Obviously there are still many questions such as who Dara is or even who Nahri is, questions that will be answered in the following books, but alas I will not continue with the series. The ending disappointed me too much (but obviously I can’t say why here).

Style

The beginning is too slow, it takes Nahri half a book to get to Daevadbad! At some point I thought they would arrive in the city at the end of the book and that the story would continue in the second volume. And then there is no plot, it is only a mix of information and legends, about what people thought a thousand years ago happened according to history books, without asking who lived a thousand years ago (Dara) what really happened.

But here the contradiction, which is my middle name. Because the beginning is a bit slow, but nevertheless I liked the stories and legends that are told in the first chapters. But after that there is no plot.

The tale has two narrators, Alizayd, Ali, the cadet son of the king and Nahri. I like how the author mixes the two narratives and the two points of view.

Conclusion no spoilers

I liked the 85% the book, the journey that Dara and Nahri take, the legends narrated, I also liked all the conspiracies. Only the end has disappointed me. But I recommend it because the world created is very interesting.

Discussion

As always, read if you have read the book. I discuss the end WITH SPOILER.

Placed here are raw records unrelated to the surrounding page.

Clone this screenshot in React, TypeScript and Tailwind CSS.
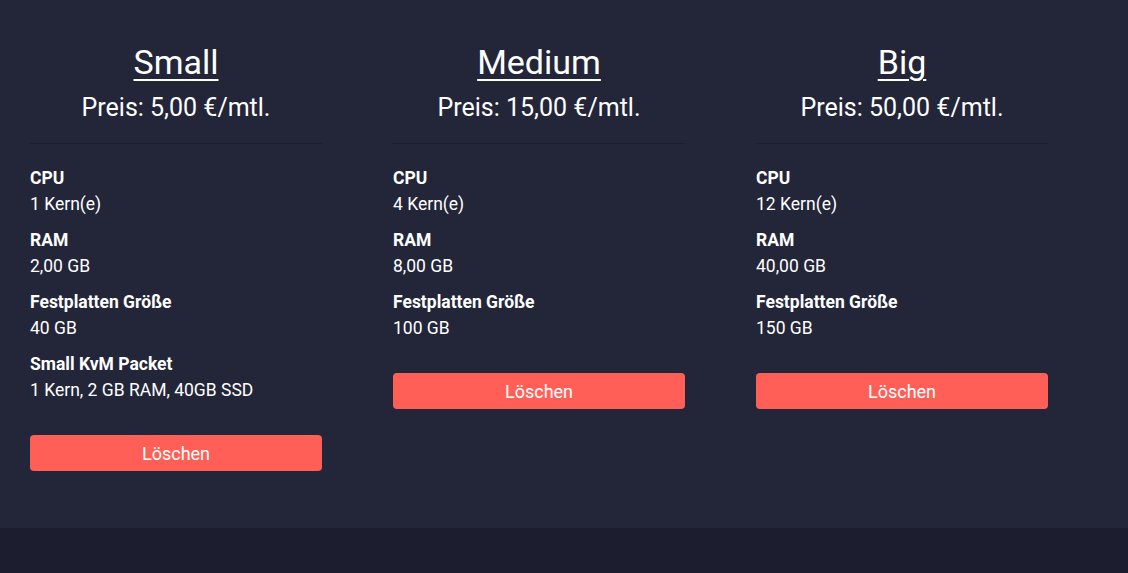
const plans = [
  {
    name: 'Small',
    price: '5,00',
    specs: [
      { label: 'CPU', value: '1 Kern(e)' },
      { label: 'RAM', value: '2,00 GB' },
      { label: 'Festplatten Größe', value: '40 GB' },
      { label: 'Small KvM Packet', value: '1 Kern, 2 GB RAM, 40GB SSD' },
    ],
  },
  {
    name: 'Medium',
    price: '15,00',
    specs: [
      { label: 'CPU', value: '4 Kern(e)' },
      { label: 'RAM', value: '8,00 GB' },
      { label: 'Festplatten Größe', value: '100 GB' },
    ],
  },
  {
    name: 'Big',
    price: '50,00',
    specs: [
      { label: 'CPU', value: '12 Kern(e)' },
      { label: 'RAM', value: '40,00 GB' },
      { label: 'Festplatten Größe', value: '150 GB' },
    ],
  },
]

export default function App() {
  return (
    <div className="min-h-[573px] bg-[#1c1d2e] text-white" style={{ fontFamily: 'Roboto, "Liberation Sans", sans-serif' }}>
      <div className="h-[528px] bg-[#232539] px-[30px] pt-[43px]">
        <div className="flex items-start gap-[71px]">
          {plans.map((plan) => (
            <div key={plan.name} className="w-[292px]">
              <h2 className="text-center text-[34px] leading-[38px] underline decoration-2 underline-offset-[5px]">{plan.name}</h2>
              <p className="mt-[12px] text-center text-[25px] leading-[30px]">Preis: {plan.price} €/mtl.</p>
              <div className="mt-[20px] h-px bg-[#1d1f31]" />
              <div className="mt-[21px] flex flex-col gap-[10px]">
                {plan.specs.map((s) => (
                  <div key={s.label} className="text-[17.5px] leading-[26px]">
                    <div className="font-bold">{s.label}</div>
                    <div>{s.value}</div>
                  </div>
                ))}
              </div>
              <button className="mt-[32px] h-[36px] w-full rounded bg-[#ff5f57] text-[18px] text-white">Löschen</button>
            </div>
          ))}
        </div>
      </div>
    </div>
  )
}
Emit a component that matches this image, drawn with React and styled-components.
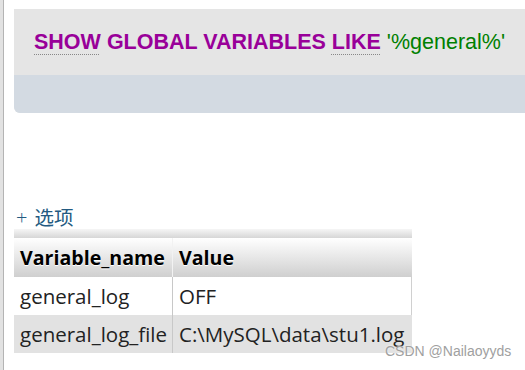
import React from "react";
import styled, { createGlobalStyle } from "styled-components";

const GlobalStyle = createGlobalStyle`
  html, body {
    margin: 0;
    padding: 0;
    background: #fff;
  }
`;

const rows = [
  { name: "general_log", value: "OFF" },
  { name: "general_log_file", value: "C:\\MySQL\\data\\stu1.log" },
];

export default function App() {
  return (
    <>
      <GlobalStyle />
      <Frame>
        <Content>
          <QueryPanel>
            <QueryText>
              <span>
                <Keyword dotted>SHOW</Keyword> <Keyword>GLOBAL VARIABLES</Keyword>{" "}
                <Keyword dotted>LIKE</Keyword> <Str>'%general%'</Str>
              </span>
            </QueryText>
            <QueryFooter />
          </QueryPanel>

          <Options>
            <span className="plus">+</span>选项
          </Options>

          <Table>
            <Strip />
            <HeadRow>
              <HeadCell width={159}>Variable_name</HeadCell>
              <HeadCell>Value</HeadCell>
            </HeadRow>
            {rows.map((row, index) => (
              <Row key={row.name} odd={index % 2 === 1}>
                <Cell width={159}>{row.name}</Cell>
                <Cell>{row.value}</Cell>
              </Row>
            ))}
          </Table>
        </Content>
        <Watermark>CSDN @Nailaoyyds</Watermark>
      </Frame>
    </>
  );
}

const Frame = styled.div`
  position: relative;
  width: 525px;
  height: 370px;
  overflow: hidden;
  border-left: 3px solid #e2e2e2;
  box-sizing: border-box;
`;

const Content = styled.div`
  height: 100%;
  border-left: 1px solid #b4b4b4;
  padding: 9px 0 0 10px;
  box-sizing: border-box;
`;

const QueryPanel = styled.div`
  background: #e5e5e5;
  border-bottom-left-radius: 6px;
  overflow: hidden;
`;

const QueryText = styled.div`
  height: 66px;
  padding-left: 20px;
  display: flex;
  align-items: center;
  font-family: "Liberation Sans", Arial, sans-serif;
  font-size: 21.5px;
  white-space: pre;
  padding-top: 1px;
  box-sizing: border-box;
`;

const Keyword = styled.span`
  color: #990099;
  font-weight: bold;
  text-decoration: ${(p) => (p.dotted ? "underline dotted #888" : "none")};
  text-decoration-thickness: 1px;
  text-underline-offset: 5px;
`;

const Str = styled.span`
  color: #008000;
`;

const QueryFooter = styled.div`
  height: 38px;
  background: #d3dae2;
`;

const Options = styled.div`
  margin-top: 93px;
  height: 22px;
  padding-left: 2px;
  font-family: "Noto Sans CJK SC", "Noto Sans", sans-serif;
  font-size: 19.5px;
  line-height: 22px;
  color: #235a81;

  .plus {
    font-family: "Open Sans", sans-serif;
    font-weight: 300;
    font-size: 20px;
    margin-right: 7px;
  }
`;

const Table = styled.div`
  margin-top: 1px;
  width: 398px;
  font-family: "Open Sans", "Noto Sans", sans-serif;
  font-size: 20.5px;
`;

const Strip = styled.div`
  height: 9px;
  background: linear-gradient(#f6f6f6, #d6d6d6);
`;

const HeadRow = styled.div`
  display: flex;
  height: 39px;
  background: linear-gradient(#ffffff, #cfcfcf);
`;

const HeadCell = styled.div`
  width: ${(p) => (p.width ? `${p.width}px` : "auto")};
  flex: ${(p) => (p.width ? "none" : "1")};
  display: flex;
  align-items: center;
  padding-left: 6px;
  box-sizing: border-box;
  font-size: 19.6px;
  font-weight: bold;
  color: #000;
  text-shadow: 0 1px 0 #fff;
  border-right: ${(p) => (p.width ? "1px solid #f2f2f2" : "none")};
`;

const Row = styled.div`
  display: flex;
  height: 38px;
  background: ${(p) => (p.odd ? "#e2e2e2" : "#fff")};
  border-right: 1px solid ${(p) => (p.odd ? "#e2e2e2" : "#d0d0d0")};
`;

const Cell = styled.div`
  width: ${(p) => (p.width ? `${p.width}px` : "auto")};
  flex: ${(p) => (p.width ? "none" : "1")};
  display: flex;
  align-items: center;
  padding-left: 6px;
  box-sizing: border-box;
  color: #222;
  white-space: nowrap;
  border-right: ${(p) => (p.width ? "1px solid #c8c8c8" : "none")};
`;

const Watermark = styled.div`
  position: absolute;
  left: 382px;
  top: 343px;
  font-family: "Liberation Sans", Arial, sans-serif;
  font-size: 14px;
  color: #a0a0a0;
  text-shadow: 0 0 2px #fff;
`;
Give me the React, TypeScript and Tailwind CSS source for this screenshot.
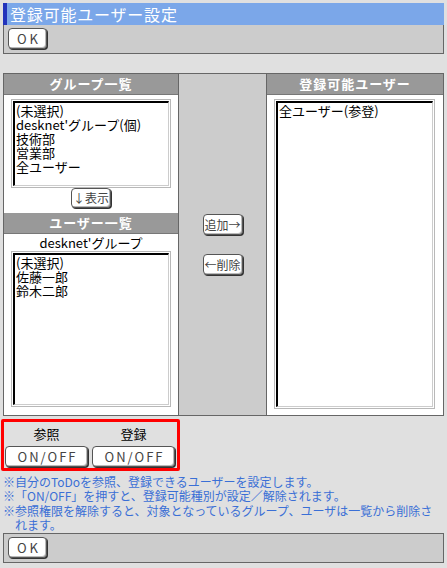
import React from "react";

const font = { fontFamily: '"Noto Sans CJK JP", "Noto Sans", sans-serif' };

function Btn({ children, className = "" }: { children: React.ReactNode; className?: string }) {
  return (
    <div
      className={
        "flex items-center justify-center bg-white border border-[#555] rounded-[4px] shadow-[1px_1px_0_#333,inset_-1px_-1px_0_#bbb] text-[#444] leading-none " +
        className
      }
    >
      {children}
    </div>
  );
}

function ListBox({ items, className = "" }: { items: string[]; className?: string }) {
  return (
    <div className={"border border-[#b8b8b8] p-[1px] bg-white " + className}>
      <div className="h-full border-t-2 border-l-2 border-black border-r border-b border-r-[#ccc] border-b-[#ccc] bg-white pl-[1px] pt-[1px] text-[13px] leading-[14px] text-black">
        {items.map((t) => (
          <div key={t} className="whitespace-nowrap">{t}</div>
        ))}
      </div>
    </div>
  );
}

function Header({ children }: { children: React.ReactNode }) {
  return (
    <div className="h-[21px] bg-[#999999] border-b border-[#777] flex items-center justify-center text-white text-[13px] font-bold tracking-[1px]">
      {children}
    </div>
  );
}

export default function App() {
  return (
    <div style={font} className="w-[447px] h-[568px] bg-[#e0e0e0] pt-[3px] px-[3px] overflow-hidden">
      {/* title */}
      <div className="h-[22px] bg-[#7ba7e9] border-l-[4px] border-[#2233bb] flex items-center pl-[3px] text-white text-[16px] tracking-[0.8px]">
        登録可能ユーザー設定
      </div>
      <div className="h-[29px] bg-[#cccccc] border border-t-0 border-[#666] px-[4px] pt-[3px]">
        <Btn className="w-[39px] h-[21px] text-[13px] tracking-[3px] pl-[3px]">OK</Btn>
      </div>

      {/* main table */}
      <div className="mt-[19px] h-[343px] border border-[#666] flex">
        <div className="w-[175px] bg-white border-r border-[#666] flex flex-col">
          <Header>グループ一覧</Header>
          <ListBox className="mx-[7px] mt-[4px] h-[89px]" items={["(未選択)", "desknet'グループ(個)", "技術部", "営業部", "全ユーザー"]} />
          <div className="flex justify-center">
            <Btn className="w-[40px] h-[20px] text-[12px]">↓表示</Btn>
          </div>
          <div className="mt-[5px]">
            <Header>ユーザー一覧</Header>
          </div>
          <div className="text-center text-[13px] leading-[17px] text-black">desknet'グループ</div>
          <ListBox className="mx-[7px] h-[156px]" items={["(未選択)", "佐藤一郎", "鈴木二郎"]} />
        </div>
        <div className="w-[88px] bg-[#cccccc] border-r border-[#666] flex flex-col items-center pt-[140px] gap-[19px]">
          <Btn className="w-[40px] h-[21px] text-[12px]">追加→</Btn>
          <Btn className="w-[40px] h-[21px] text-[12px]">←削除</Btn>
        </div>
        <div className="flex-1 bg-white flex flex-col">
          <Header>登録可能ユーザー</Header>
          <ListBox className="ml-[7px] mr-[8px] mt-[4px] h-[310px]" items={["全ユーザー(参登)"]} />
        </div>
      </div>

      {/* red box */}
      <div className="mt-[3px] ml-[-2px] w-[179px] h-[52px] border-[3px] border-[#ff0000] rounded-[2px] px-[1px] pt-[3px]">
        <div className="flex gap-[4px]">
          <div className="w-[83px] flex flex-col items-center">
            <div className="text-[13px] leading-[18px] text-black">参照</div>
            <Btn className="mt-[3px] w-[83px] h-[21px] text-[13px] tracking-[2px] pl-[2px]">ON/OFF</Btn>
          </div>
          <div className="w-[83px] flex flex-col items-center">
            <div className="text-[13px] leading-[18px] text-black">登録</div>
            <Btn className="mt-[3px] w-[83px] h-[21px] text-[13px] tracking-[2px] pl-[2px]">ON/OFF</Btn>
          </div>
        </div>
      </div>

      {/* notes */}
      <div className="mt-[4px] pr-[6px] text-[12px] leading-[14.3px] text-[#3a6fd6]">
        <div className="pl-[12px] -indent-[12px]">※自分のToDoを参照、登録できるユーザーを設定します。</div>
        <div className="pl-[12px] -indent-[12px]">※「ON/OFF」を押すと、登録可能種別が設定／解除されます。</div>
        <div className="pl-[12px] -indent-[12px]">※参照権限を解除すると、対象となっているグループ、ユーザは一覧から削除されます。</div>
      </div>

      <div className="mt-[1px] h-[30px] bg-[#cccccc] border border-[#666] px-[4px] pt-[3px]">
        <Btn className="w-[39px] h-[21px] text-[13px] tracking-[3px] pl-[3px]">OK</Btn>
      </div>
    </div>
  );
}
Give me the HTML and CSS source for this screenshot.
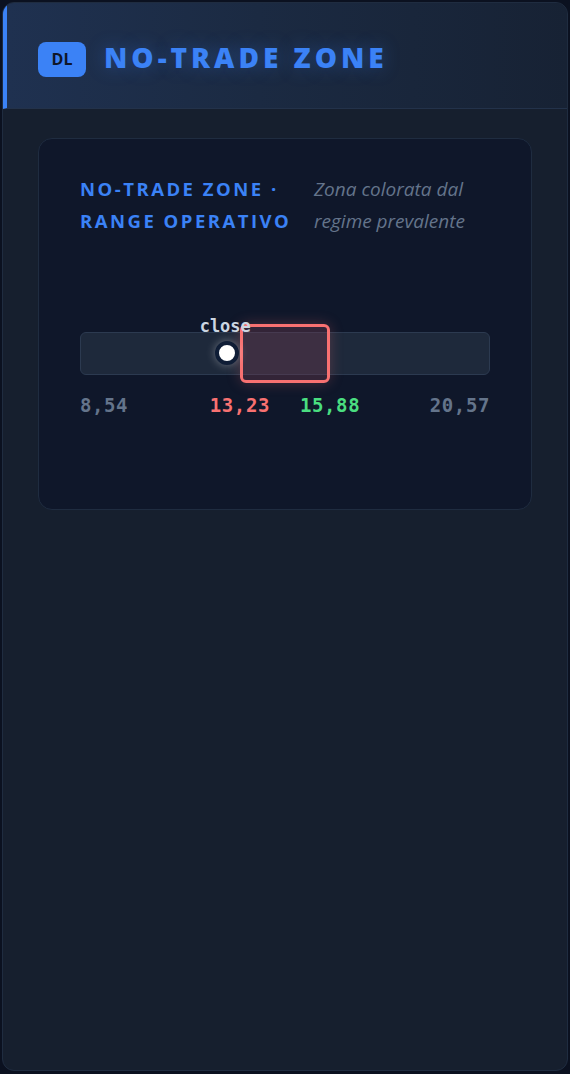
FILE: index.html
```html
<!DOCTYPE html>
<html lang="it">
<head>
    <meta charset="UTF-8">
    <meta name="viewport" content="width=device-width, initial-scale=1.0">
    <title>No-Trade Zone</title>
    <link rel="stylesheet" href="styles.css">
</head>
<body>

<div class="panel">
    <div class="panel-header">
        <span class="badge">DL</span>
        <h1>NO-TRADE ZONE</h1>
    </div>

    <div class="panel-body">
        <div class="card">
            <div class="card-head">
                <div class="card-title">NO-TRADE ZONE · RANGE OPERATIVO</div>
                <div class="card-note">Zona colorata dal regime prevalente</div>
            </div>

            <div class="chart">
                <div class="track">
                    <div class="zone" style="left: 39%; width: 22%;"></div>
                    <div class="close" style="left: 35.7%;">
                        <span class="close-label">close</span>
                        <span class="dot"></span>
                    </div>
                </div>
                <div class="axis">
                    <span class="tick tick-min">8,54</span>
                    <span class="tick tick-low" style="left: 39%;">13,23</span>
                    <span class="tick tick-high" style="left: 61%;">15,88</span>
                    <span class="tick tick-max">20,57</span>
                </div>
            </div>
        </div>
    </div>
</div>

</body>
</html>
```

FILE: styles.css
```css
* {
    box-sizing: border-box;
}
body {
    margin: 0;
    padding: 2px;
    background-color: #0b1120;
    font-family: "Open Sans", "Noto Sans", sans-serif;
}
.panel {
    min-height: 1069px;
    background-color: #161f2e;
    border: 1px solid #1f2c40;
    border-radius: 12px;
    overflow: hidden;
}
.panel-header {
    display: flex;
    align-items: center;
    gap: 18px;
    height: 106px;
    padding-left: 31px;
    padding-top: 7px;
    background: linear-gradient(90deg, #1f3150 0%, #1b2a42 45%, #172234 100%);
    border-left: 4px solid #3b82f6;
    border-bottom: 1px solid #23324a;
}
.badge {
    display: flex;
    align-items: center;
    justify-content: center;
    width: 48px;
    height: 35px;
    border-radius: 8px;
    background-color: #3b82f6;
    color: #0f172a;
    font-size: 16px;
    font-weight: 700;
}
.panel-header h1 {
    margin: 0 0 4px;
    color: #3b82f6;
    font-size: 28px;
    font-weight: 800;
    letter-spacing: 4px;
    text-shadow: 0 0 18px rgba(59, 130, 246, 0.35);
}
.panel-body {
    padding: 29px 35px;
}
.card {
    height: 372px;
    padding: 34px 41px;
    background-color: #0f172a;
    border: 1px solid #1f2c40;
    border-radius: 14px;
}
.card-head {
    display: flex;
    gap: 12px;
}
.card-title {
    flex: 0 0 222px;
    color: #3b82f6;
    font-size: 18.5px;
    font-weight: 700;
    letter-spacing: 2.5px;
    line-height: 32px;
}
.card-note {
    flex: 0 0 175px;
    color: #64748b;
    font-style: italic;
    font-size: 19px;
    line-height: 32px;
}
.chart {
    margin-top: 95px;
}
.track {
    position: relative;
    height: 43px;
    background-color: #1e293b;
    border: 1px solid #2c3a50;
    border-radius: 6px;
}
.zone {
    position: absolute;
    top: -9px;
    bottom: -9px;
    border: 3px solid #f87171;
    border-radius: 6px;
    background-color: rgba(120, 60, 80, 0.35);
    box-shadow: 0 0 14px rgba(248, 113, 113, 0.25);
}
.close {
    position: absolute;
    top: 50%;
}
.dot {
    position: absolute;
    left: -12px;
    top: -13px;
    width: 24px;
    height: 24px;
    border-radius: 50%;
    background-color: #fff;
    border: 4px solid #0f1d36;
    box-shadow: 0 0 10px rgba(255, 255, 255, 0.35);
}
.close-label {
    position: absolute;
    left: -27px;
    top: -38px;
    color: #cbd5e1;
    font-family: "DejaVu Sans Mono", monospace;
    font-size: 17px;
    font-weight: 700;
    line-height: 20px;
}
.axis {
    position: relative;
    height: 40px;
    margin-top: 18px;
    font-family: "DejaVu Sans Mono", monospace;
    font-size: 19px;
    font-weight: 700;
    letter-spacing: 0.6px;
    line-height: 24px;
}
.tick {
    position: absolute;
    top: 0;
}
.tick-min {
    left: 0;
    color: #64748b;
}
.tick-max {
    right: 0;
    color: #64748b;
}
.tick-low {
    transform: translateX(-50%);
    color: #f87171;
}
.tick-high {
    transform: translateX(-50%);
    color: #4ade80;
}
```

What I didn’t like is that at the beginning this strong character who survived the streets of Cairo is introduced, but then Nahri is dazed by those who defeated her race and who stole her throne. I thought she had more “balls”, but no! she’s the usual female figure reduced to obey and that’s it. And I know there is another book (two) and that Nahri now treats the king as if he were another character who must be taken advantage of, but I don’t like this. And don’t get me started on her marriage to the king’s first child. And apparently from the plot of the second book, time passes between this book and the next and I hate with all of myself when this happens. No, a book in which I want to choke the protagonist 4 times out of 5 is not for me.

Is Dara good or bad? I know there isn’t always a clear distinction, but I hate it when authors introduce a character as good or who has become good and then all of a sudden he goes crazy and looks like the devil on earth. But not only this. It seems that Nahri is in love with him, but what does she do? Marry another. What a great love eh! I know she’s almost forced, but that’s what makes me say, no, thank you very much, I pass,  because I don’t want to read about a woman who was free until two days before, she is forced to marry for political subterfuge against her race and that then maybe she also falls in love with her husband (I don’t know, I’m just speculating here). Also because it seems that Dara is returning, he had to put up with Nahri who was making flirty eyes to Ali, the brother of her future husband, now he must also put up with the firstborn who won? No thanks, my palpitations (in a bad way) were already rising during the quarrel at the brothel. Also no. And among other things, it seems that Muntadhir, the eldest son, is one who sleeps with all his father’s servants, is bi and has a thing for his best male friend. So I don’t like when an author introduces the characters and then changes them, makes us love these characters and therefore we would like every good for them, but then he turns them upside down and therefore we would like to kill them. It seems a joke to me.

Conclusion with spoilers

So in conclusion, the world narrated by the author is very fascinating, but the plot given to the protagonist at the end of the book makes me move away from the series because I don’t want to read about these things.

And maybe I’m so disappointed because I had high expectations for this book that leaving aside the initial slowness, everything was fine until the end when Dara went crazy.